▶ [DATA PROVIDED]:
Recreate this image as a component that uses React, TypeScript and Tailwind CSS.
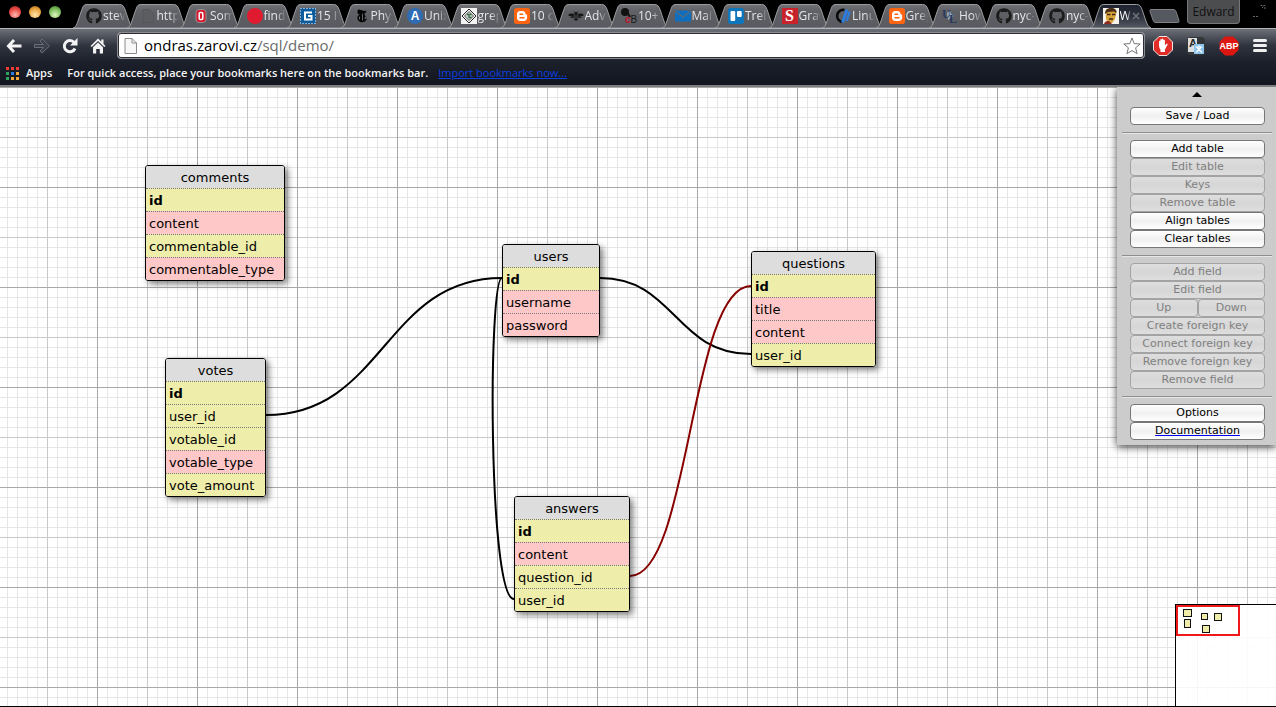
import React from "react";
import { FaGithub } from "react-icons/fa";

type Tab = { title: string; icon: React.ReactNode; active?: boolean };

const glyph = "font-['Liberation_Sans',sans-serif] font-bold";

const blogger = (
  <svg viewBox="0 0 16 16" className="size-4">
    <rect width="16" height="16" rx="2.5" fill="#ff6510" />
    <path
      d="M6 3h2.6C10.300 3 11.400 4.200 11.400 5.600c0 .9.5 1 1.100 1 .4 0 .6.3.6.7v2.400c0 1.900-1.400 3.300-3.300 3.300H6.200C4.300 13 3 11.700 3 9.800V6.200C3 4.300 4.300 3 6 3z"
      fill="#fff"
    />
    <path d="M6 6.200h2.600M6 9.800h4" stroke="#ff6510" strokeWidth="1.500" strokeLinecap="round" />
  </svg>
);

const github = <FaGithub className="size-4 text-[#1b1b1b]" />;

const tabs: Tab[] = [
  { title: "stev", icon: github },
  {
    title: "http",
    icon: (
      <svg viewBox="0 0 16 16" className="size-4">
        <path d="M3 1.500h6.500l4 4v9H3z" fill="#5b5d61" stroke="#54565a" />
      </svg>
    ),
  },
  {
    title: "Som",
    icon: (
      <svg viewBox="0 0 16 16" className="size-4">
        <rect x="3" y="1.500" width="10" height="13" rx="3" fill="#d9182d" stroke="#8f9194" />
        <rect x="6.200" y="4.500" width="3.600" height="7" rx="1" fill="none" stroke="#fff" strokeWidth="1.500" />
      </svg>
    ),
  },
  {
    title: "find",
    icon: (
      <svg viewBox="0 0 16 16" className="size-4">
        <circle cx="8" cy="8" r="8" fill="#e01b2f" />
      </svg>
    ),
  },
  {
    title: "15 I",
    icon: (
      <svg viewBox="0 0 16 16" className="size-4">
        <rect width="16" height="16" fill="#0e5c9c" />
        <rect x=".5" y=".5" width="15" height="15" fill="none" stroke="#fff" strokeDasharray="1 2" />
        <path d="M12 4.500H5v7h6.500V8H8" fill="none" stroke="#fff" strokeWidth="2" />
      </svg>
    ),
  },
  {
    title: "Phys",
    icon: (
      <svg viewBox="0 0 16 16" className="size-4">
        <path
          d="M3.500 3.200c0-1.200 1-1.900 2.200-1.500l4.500 1.300c1 .2 1.600-.2 1.700-1.100.8 1.600.2 2.900-1.300 3.100v2.200l1.400 1-1.400 1v2.300c1.100-.1 1.900-.8 2.200-1.900.2 2.800-1.600 4.600-4.400 4.600-3 0-5-1.800-5-4.300 0-1.700 1-2.900 2.500-3.400-1 .1-2.200-.400-2.400-1.700z"
          fill="#050505"
        />
        <path d="M8.500 5.500v7M5.500 8.500v3" stroke="#65676b" strokeWidth="1" />
      </svg>
    ),
  },
  {
    title: "Unix",
    icon: (
      <span className={"flex size-4 items-center justify-center rounded-full bg-[#2f6cb3] text-xs text-white " + glyph}>
        A
      </span>
    ),
  },
  {
    title: "grep",
    icon: (
      <svg viewBox="0 0 16 16" className="size-4">
        <rect width="16" height="16" fill="#f2f2f2" />
        <path d="M8 1l7 7-7 7-7-7z" fill="none" stroke="#222" strokeWidth="1" />
        <path d="M8 3.500L12.500 8 8 12.500 3.500 8z" fill="#c3d2c7" stroke="#333" strokeWidth=".8" />
        <path d="M6 6.500h2v3h2.500M8 6.500h2.500" fill="none" stroke="#3f6b4c" strokeWidth="1.300" />
      </svg>
    ),
  },
  { title: "10 c", icon: blogger },
  {
    title: "Adv",
    icon: (
      <svg viewBox="0 0 16 16" className="size-4">
        <path d="M0 7c2-2 5-2 6.500-.2h3C11 5 14 5 16 7c-1 1.300-3 1.500-5 1.200 1 .3 2 .8 2.500 1.600-1.500.5-2.500 0-3.500-.6H6c-1 .6-2 1.100-3.500.6.5-.8 1.500-1.300 2.500-1.600-2 .3-4 .1-5-1.200z" fill="#151515" />
        <path d="M6 3.500l1 1.200h2l1-1.200" stroke="#151515" fill="none" />
        <circle cx="8" cy="5.700" r="1.600" fill="#151515" />
        <path d="M5.500 8.500h5l-.5 3L8 13 6 11.500z" fill="#151515" />
        <path d="M5.500 8h5M5.500 10h5" stroke="#65676b" strokeWidth=".8" />
      </svg>
    ),
  },
  {
    title: "10+",
    icon: (
      <span className={"relative block size-4 text-[10px] leading-none " + glyph}>
        <svg viewBox="0 0 16 16" className="size-4">
          <circle cx="4" cy="4" r="4" fill="#111" />
          <path d="M6 4l3 5" stroke="#111" strokeWidth="2" />
        </svg>
        <span className="absolute left-1 top-[7px] text-[#c8102e]">
          c<span className="font-normal text-[#1a1a1a]">B</span>
        </span>
      </span>
    ),
  },
  {
    title: "Mail",
    icon: (
      <svg viewBox="0 0 16 16" className="size-4">
        <rect y="2.500" width="16" height="11" fill="#0f6fbe" />
        <path d="M0 3l8 6 8-6" fill="none" stroke="#5b6a7a" strokeWidth="1.200" />
      </svg>
    ),
  },
  {
    title: "Trel",
    icon: (
      <svg viewBox="0 0 16 16" className="size-4">
        <rect width="16" height="16" rx="2.500" fill="#0f76bb" />
        <rect x="2.500" y="3" width="4.700" height="10" rx="1" fill="#fff" />
        <rect x="9" y="3" width="4.700" height="6" rx="1" fill="#fff" />
      </svg>
    ),
  },
  {
    title: "Grav",
    icon: (
      <span className="flex size-4 items-center justify-center bg-[#c9222b] font-['Liberation_Serif',serif] text-base leading-none font-bold text-white">
        S
      </span>
    ),
  },
  {
    title: "Linu",
    icon: (
      <svg viewBox="0 0 16 16" className="size-4">
        <path d="M9.500 2A6 6 0 1 0 7 14" fill="none" stroke="#080808" strokeWidth="2.500" />
        <path d="M12 1.500L7.500 14.500" stroke="#2d7de0" strokeWidth="3" />
        <path d="M14.700 3.500l-3 9.500" stroke="#2d7de0" strokeWidth="2.200" />
      </svg>
    ),
  },
  { title: "Grep", icon: blogger },
  {
    title: "How",
    icon: (
      <span className="relative block size-4 font-['Liberation_Serif',serif] text-xs leading-none font-bold text-[#26395f]">
        <span className="absolute left-0 top-0">U</span>
        <span className="absolute left-[7px] top-[5px]">L</span>
        <svg viewBox="0 0 16 16" className="size-4">
          <path d="M5 5l3-2 1 3 3 2-3 1-3 3z" fill="#9db4c8" />
        </svg>
      </span>
    ),
  },
  { title: "nyc-", icon: github },
  { title: "nyc-", icon: github },
  {
    title: "W",
    active: true,
    icon: (
      <svg viewBox="0 0 16 16" className="size-4">
        <rect width="16" height="16" fill="#f6f2ea" />
        <path d="M3 6c0-4 3-5.500 6-5 3 0 4.500 2 4 5l-1 5-3 4H5L3 11z" fill="#d8a23a" />
        <path d="M2 6C2 2 4 0 8 0s6 2 5.500 5L11 3.500 5 4z" fill="#4a2c14" />
        <path d="M4 6.500h3.500M9 6.500h3.500M6 11h4" stroke="#3c2412" strokeWidth="1.300" />
        <path d="M1 16c1-3 3-3 5-3l3 3z" fill="#8c2b22" />
      </svg>
    ),
  },
];

function BrowserTab({ tab }: { tab: Tab }) {
  return (
    <button type="button" className="relative flex h-6 min-w-0 flex-1 items-center pl-[13px] text-left">
      <svg viewBox="0 0 62 24" preserveAspectRatio="none" className="absolute inset-y-0 left-0 h-full w-[calc(100%+8px)]">
        <path
          d="M0 24C4 23 4 19 9 5.500 10 2 11 .5 14 .5H47C50 .5 51 2 52.500 5.500 57 19 58 23 62 24z"
          fill={tab.active ? "url(#tabActive)" : "url(#tabIdle)"}
          stroke="#9c9ea1"
          strokeWidth="1"
        />
      </svg>
      <span className="relative shrink-0">{tab.icon}</span>
      <span
        className={
          "relative ml-px min-w-0 flex-1 whitespace-nowrap text-xs font-medium [mask-image:linear-gradient(to_right,black_55%,transparent_95%)] " +
          (tab.active ? "text-white" : "text-[#e4e5e7]")
        }
      >
        {tab.title}
      </span>
      {tab.active && (
        <svg viewBox="0 0 8 8" className="relative mr-[3px] size-2 shrink-0">
          <path d="M1 1l6 6M7 1L1 7" stroke="#6d727b" strokeWidth="1.500" />
        </svg>
      )}
    </button>
  );
}

function TrafficLight({ tone }: { tone: string }) {
  return <button type="button" aria-label="Window control" className={"size-3 rounded-full " + tone} />;
}

function Chrome() {
  return (
    <header className="bg-black">
      <svg className="absolute size-0">
        <defs>
          <linearGradient id="tabIdle" x1="0" y1="0" x2="0" y2="1">
            <stop offset="0" stopColor="#6f7175" />
            <stop offset=".3" stopColor="#5f6166" />
            <stop offset="1" stopColor="#585a5f" />
          </linearGradient>
          <linearGradient id="tabActive" x1="0" y1="0" x2="0" y2="1">
            <stop offset="0" stopColor="#1e2230" />
            <stop offset=".5" stopColor="#2c313d" />
            <stop offset="1" stopColor="#565a63" />
          </linearGradient>
        </defs>
      </svg>
      <div className="flex h-7 items-end">
        <div className="flex w-[73px] shrink-0 gap-2 self-start pt-[6px] pl-[9px]">
          <TrafficLight tone="bg-[radial-gradient(circle_at_50%_75%,#ffb9b3,#e8443f_60%,#8f2622)]" />
          <TrafficLight tone="bg-[radial-gradient(circle_at_50%_75%,#ffe7ac,#e9a13b_60%,#8c5a18)]" />
          <TrafficLight tone="bg-[radial-gradient(circle_at_50%_75%,#dcf7c0,#76b956_60%,#3f6e2c)]" />
        </div>
        <nav className="flex min-w-0 flex-1">
          {tabs.map((tab, i) => (
            <BrowserTab key={i} tab={tab} />
          ))}
        </nav>
        <div className="flex w-[133px] shrink-0 items-start self-stretch pl-[6px]">
          <button type="button" aria-label="New tab" className="mt-[9px]">
            <svg viewBox="0 0 31 14" className="h-[14px] w-[31px]">
              <path d="M2 .5h22c2 0 2.500 1 3 2l3 9c.3 1 0 2-1.500 2H7c-1.500 0-2.300-.5-2.800-2L1 2.500C.6 1.200 1 .5 2 .5z" fill="#55585f" stroke="#808288" />
            </svg>
          </button>
          <button type="button" className="ml-[7px] h-6 w-[53px] rounded-b-sm border border-t-0 border-[#75777a] bg-[#4c4d4f] text-xs font-medium text-[#111]">
            Edward
          </button>
          <svg viewBox="0 0 16 16" className="mt-[2px] ml-3 size-4">
            <path d="M1 14.500h6M8.500 3.500h4.500v4M10 6l3-3" stroke="#66686b" strokeDasharray="2 1" fill="none" />
          </svg>
        </div>
      </div>

      <div className="border-t border-[#b3b5b8] bg-linear-to-b from-[#6d7077] via-[#30343f] via-50% to-[#1c202b]">
        <div className="flex h-[33px] items-center pl-[6px]">
          <div className="flex w-[111px] shrink-0 items-center gap-3 text-[#f3f3f3]">
            <button type="button" aria-label="Back">
              <svg viewBox="0 0 16 16" className="size-4">
                <path d="M8 2L2.500 8 8 14M3 8H15.500" fill="none" stroke="currentColor" strokeWidth="3" />
              </svg>
            </button>
            <button type="button" aria-label="Forward">
              <svg viewBox="0 0 16 16" className="size-4">
                <path d="M.5 6.500H9.500L6 3l2-2 7.500 7L8 15 6 13 9.500 9.500H.5z" fill="#3b3f49" stroke="#6a6d75" />
              </svg>
            </button>
            <button type="button" aria-label="Reload">
              <svg viewBox="0 0 16 16" className="size-4">
                <path d="M13 10.500A5.600 5.600 0 1 1 12.200 4.500" fill="none" stroke="currentColor" strokeWidth="3" />
                <path d="M15.500 0v7.500H8z" fill="currentColor" />
              </svg>
            </button>
            <button type="button" aria-label="Home">
              <svg viewBox="0 0 16 16" className="size-4">
                <path d="M8 .5L.5 8l1.200 1L8 3l6.300 6 1.200-1L13.500 6V1.500h-2.200V3.800z" fill="currentColor" />
                <path d="M8 4.500l5 4.800V15.500H9.800V11H6.200v4.500H3V9.300z" fill="currentColor" />
              </svg>
            </button>
          </div>
          <div className="relative flex h-[27px] min-w-0 flex-1 items-center rounded border border-[#8a8c90] bg-white pl-[6px] shadow-[inset_0_0_0_1px_#2a2d36]">
            <svg viewBox="0 0 13 16" className="h-4 w-[13px] shrink-0">
              <path d="M1 .5h7l4.500 4.500v10.500H1z" fill="#f7f7f7" stroke="#8b8b8b" />
              <path d="M8 .5V5h4.500" fill="none" stroke="#8b8b8b" />
            </svg>
            <label className="ml-[7px] flex flex-1 text-[15px] whitespace-nowrap text-black">
              <span>ondras.zarovi.cz</span>
              <input
                aria-label="Address"
                defaultValue="/sql/demo/"
                className="min-w-0 flex-1 bg-transparent text-[#6b6b6b] outline-none"
              />
            </label>
            <button type="button" aria-label="Bookmark" className="mr-[3px] shrink-0">
              <svg viewBox="0 0 18 18" className="size-[18px]">
                <path d="M9 1l2.200 5.600 6 .4-4.600 3.800 1.500 5.900L9 13.500l-5.100 3.200 1.500-5.900L.8 7l6-.4z" fill="#fff" stroke="#757575" />
              </svg>
            </button>
          </div>
          <div className="flex w-[131px] shrink-0 items-center gap-[14px] pl-2">
            <button type="button" aria-label="Blocker">
              <svg viewBox="0 0 20 20" className="size-5">
                <path d="M6 .5h8L19.500 6v8L14 19.500H6L.5 14V6z" fill="#e02d28" stroke="#f1e4e4" />
                <path d="M6 9.500V5.500c0-1 1.300-1 1.300 0V4c0-1.200 1.500-1.200 1.500 0v-.7c0-1.200 1.600-1.200 1.600 0V4.500c0-1.100 1.500-1.100 1.500 0v5l1.200-1.500c.8-.8 1.900-.2 1.400.8L12 13.500V16H7.500v-2.500C6.500 12.500 6 11 6 9.500z" fill="#fff" />
              </svg>
            </button>
            <button type="button" aria-label="Translate" className={"relative size-[18px] rounded-sm bg-[#34373a] text-left text-[11px] leading-none text-[#2a2a2a] " + glyph}>
              <span className="absolute top-px left-px h-[14px] w-[9px] bg-[#dcdedf] pl-px">A</span>
              <svg viewBox="0 0 10 10" className="absolute right-px bottom-px size-[10px]">
                <rect width="10" height="10" fill="#8cc3ea" />
                <path d="M1.500 3h7M5 1.500V3M7 3.500L2 8.500M3 3.500l5 5" stroke="#fff" strokeWidth="1.200" />
              </svg>
            </button>
            <button type="button" aria-label="Adblock" className="relative size-5">
              <svg viewBox="0 0 20 20" className="absolute inset-0 size-5">
                <path d="M6 .5h8L19.500 6v8L14 19.500H6L.5 14V6z" fill="#dc1712" />
              </svg>
              <span className={"relative block text-[9px] leading-5 text-white " + glyph}>ABP</span>
            </button>
            <button type="button" aria-label="Menu" className="flex flex-col gap-[2px]">
              <span className="h-[3px] w-[14px] rounded-xs bg-[#f0f0f0]" />
              <span className="h-[3px] w-[14px] rounded-xs bg-[#f0f0f0]" />
              <span className="h-[3px] w-[14px] rounded-xs bg-[#f0f0f0]" />
            </button>
          </div>
        </div>
      </div>
      <div className="flex h-[25px] items-center border-b-2 border-[#7d7d7d] bg-linear-to-b from-[#1c202b] to-[#13161f] pl-[6px] text-[11px] font-semibold text-[#f4f4f4]">
        <svg viewBox="0 0 13 13" className="size-[13px]">
          <path d="M0 0h3v3H0zM5 0h3v3H5zM10 0h3v3h-3z" fill="#ef3b36" />
          <path d="M0 5h3v3H0z" fill="#2fa35c" />
          <path d="M5 5h3v3H5z" fill="#2a7de1" />
          <path d="M10 5h3v3h-3zM5 10h3v3H5zM10 10h3v3h-3z" fill="#f5a83a" />
          <path d="M0 10h3v3H0z" fill="#2fa35c" />
        </svg>
        <a href="#apps" className="ml-[7px]">Apps</a>
        <span className="ml-[15px]">For quick access, place your bookmarks here on the bookmarks bar.</span>
        <a href="#import" className="ml-[10px] font-medium text-[#0a3fe0] underline">Import bookmarks now...</a>
      </div>
    </header>
  );
}

type Field = [name: string, kind: "key" | "num" | "text"];
type Entity = { name: string; place: string; fields: Field[] };

const entities: Entity[] = [
  {
    name: "comments",
    place: "left-[145px] top-[78px] w-[140px]",
    fields: [["id", "key"], ["content", "text"], ["commentable_id", "num"], ["commentable_type", "text"]],
  },
  {
    name: "users",
    place: "left-[502px] top-[157px] w-[98px]",
    fields: [["id", "key"], ["username", "text"], ["password", "text"]],
  },
  {
    name: "questions",
    place: "left-[751px] top-[164px] w-[125px]",
    fields: [["id", "key"], ["title", "text"], ["content", "text"], ["user_id", "num"]],
  },
  {
    name: "votes",
    place: "left-[165px] top-[271px] w-[101px]",
    fields: [["id", "key"], ["user_id", "num"], ["votable_id", "num"], ["votable_type", "text"], ["vote_amount", "num"]],
  },
  {
    name: "answers",
    place: "left-[514px] top-[409px] w-[116px]",
    fields: [["id", "key"], ["content", "text"], ["question_id", "num"], ["user_id", "num"]],
  },
];

const fieldTone = {
  key: "bg-[#eeeeaa] font-bold",
  num: "bg-[#eeeeaa]",
  text: "bg-[#ffc8c8]",
};

function EntityTable({ entity }: { entity: Entity }) {
  return (
    <div
      className={
        "absolute overflow-hidden rounded-[3px] border border-black shadow-[3px_3px_6px_rgba(0,0,0,0.5)] font-['DejaVu_Sans',sans-serif] text-[13px] leading-5 text-black " +
        entity.place
      }
    >
      <table className="w-full border-separate border-spacing-0">
        <thead>
          <tr>
            <th className="h-[22px] bg-[#dddddd] p-0 pt-[2px] font-normal">{entity.name}</th>
          </tr>
        </thead>
        <tbody>
          {entity.fields.map(([name, kind]) => (
            <tr key={name}>
              <td className={"h-[23px] border-t border-dotted border-[#777] p-0 pt-[2px] pl-[3px] " + fieldTone[kind]}>{name}</td>
            </tr>
          ))}
        </tbody>
      </table>
    </div>
  );
}

function PanelButton({ label, disabled }: { label: string; disabled?: boolean }) {
  return (
    <button
      type="button"
      disabled={disabled}
      className="h-[18px] w-full min-w-0 flex-1 rounded border border-[#777] bg-linear-to-b from-white via-[#f0f0f0] via-50% to-white leading-4 text-black disabled:border-[#a3a3a3] disabled:from-[#dedede] disabled:via-[#d6d6d6] disabled:to-[#dedede] disabled:text-[#808080]"
    >
      {label}
    </button>
  );
}

function Group({ children }: { children: React.ReactNode }) {
  return <div className="flex flex-col pr-[7px] pl-2">{children}</div>;
}

function Rule() {
  return <hr className="mt-[7px] mb-[6px] h-[2px] border-t border-b border-t-[#8e8e8e] border-b-[#e6e6e6]" />;
}

function SidePanel() {
  return (
    <aside className="absolute top-0 right-0 w-[159px] bg-[#cccccc] pr-1 pb-[5px] pl-[5px] font-['DejaVu_Sans',sans-serif] text-[11px] shadow-[0_2px_8px_rgba(0,0,0,0.75)]">
      <button type="button" aria-label="Collapse" className="flex h-5 w-full items-start justify-center pt-[5px]">
        <svg viewBox="0 0 10 5" className="h-[5px] w-[10px]">
          <path d="M5 0l5 5H0z" fill="#000" />
        </svg>
      </button>
      <Group>
        <PanelButton label="Save / Load" />
      </Group>
      <Rule />
      <Group>
        <PanelButton label="Add table" />
        <PanelButton label="Edit table" disabled />
        <PanelButton label="Keys" disabled />
        <PanelButton label="Remove table" disabled />
        <PanelButton label="Align tables" />
        <PanelButton label="Clear tables" />
      </Group>
      <Rule />
      <Group>
        <PanelButton label="Add field" disabled />
        <PanelButton label="Edit field" disabled />
        <div className="flex">
          <PanelButton label="Up" disabled />
          <PanelButton label="Down" disabled />
        </div>
        <PanelButton label="Create foreign key" disabled />
        <PanelButton label="Connect foreign key" disabled />
        <PanelButton label="Remove foreign key" disabled />
        <PanelButton label="Remove field" disabled />
      </Group>
      <Rule />
      <Group>
        <PanelButton label="Options" />
        <a
          href="#documentation"
          className="h-[18px] rounded border border-[#777] bg-linear-to-b from-white via-[#f0f0f0] via-50% to-white text-center leading-4 text-black underline decoration-[#0000ee]"
        >
          Documentation
        </a>
      </Group>
    </aside>
  );
}

const gridLines = [
  "bg-[linear-gradient(to_right,#a8a8a8_1px,transparent_1px),linear-gradient(to_bottom,#a8a8a8_1px,transparent_1px),linear-gradient(to_right,#c9c9c9_1px,transparent_1px),linear-gradient(to_bottom,#c9c9c9_1px,transparent_1px),linear-gradient(to_right,#e6e6e6_1px,transparent_1px),linear-gradient(to_bottom,#e6e6e6_1px,transparent_1px)]",
  "bg-[size:100px_100px,100px_100px,50px_50px,50px_50px,10px_10px,10px_10px]",
  "bg-[position:97px_0px,97px_0px,47px_0px,47px_0px,7px_0px,7px_0px]",
].join(" ");

export default function App() {
  return (
    <div className="flex min-h-screen flex-col bg-white font-['Open_Sans','Noto_Sans',sans-serif]">
      <Chrome />
      <main className={"relative flex-1 overflow-hidden border-b border-black " + gridLines}>
        <svg className="absolute top-0 left-0 h-full w-full" fill="none" strokeWidth="2">
          <path d="M266 328C384 328 384 191 502 191" stroke="#000" />
          <path d="M600 191C675 191 675 267 751 267" stroke="#000" />
          <path d="M502 191C488 191 488 512 514 512" stroke="#000" />
          <path d="M630 489C690 489 690 199 751 199" stroke="#880000" />
        </svg>
        {entities.map((entity) => (
          <EntityTable key={entity.name} entity={entity} />
        ))}
        <SidePanel />
        <div className="absolute right-0 bottom-0 h-[102px] w-[101px] border-t border-l border-black bg-white/90">
          <svg viewBox="0 0 100 101" className="h-[101px] w-[100px]">
            <rect x="1" y="1" width="62" height="29" fill="#fff" stroke="#f01818" strokeWidth="2" />
            <g fill="#eeeeaa" stroke="#111" strokeWidth="1">
              <rect x="7.500" y="4.500" width="8" height="7" />
              <rect x="8.500" y="14.500" width="6" height="8" />
              <rect x="25.500" y="8.500" width="6" height="6" />
              <rect x="38.500" y="8.500" width="7" height="7" />
              <rect x="26.500" y="20.500" width="7" height="7" />
            </g>
          </svg>
        </div>
      </main>
    </div>
  );
}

▶ [DO THIS]:
Everything from the first line of the listing above through the line that contains "const github = <FaGithub" is to be restated word for word, minus the pictures.

▶ [EXERCISE RESULT]:
Recreate this image as a component that uses React, TypeScript and Tailwind CSS.
import React from "react";
import { FaGithub } from "react-icons/fa";

type Tab = { title: string; icon: React.ReactNode; active?: boolean };

const glyph = "font-['Liberation_Sans',sans-serif] font-bold";

const blogger = (
  <svg viewBox="0 0 16 16" className="size-4">
    <rect width="16" height="16" rx="2.5" fill="#ff6510" />
    <path
      d="M6 3h2.6C10.300 3 11.400 4.200 11.400 5.600c0 .9.5 1 1.100 1 .4 0 .6.3.6.7v2.400c0 1.900-1.400 3.300-3.300 3.300H6.200C4.300 13 3 11.700 3 9.800V6.200C3 4.300 4.300 3 6 3z"
      fill="#fff"
    />
    <path d="M6 6.200h2.600M6 9.800h4" stroke="#ff6510" strokeWidth="1.500" strokeLinecap="round" />
  </svg>
);

const github = <FaGithub className="size-4 text-[#1b1b1b]" />;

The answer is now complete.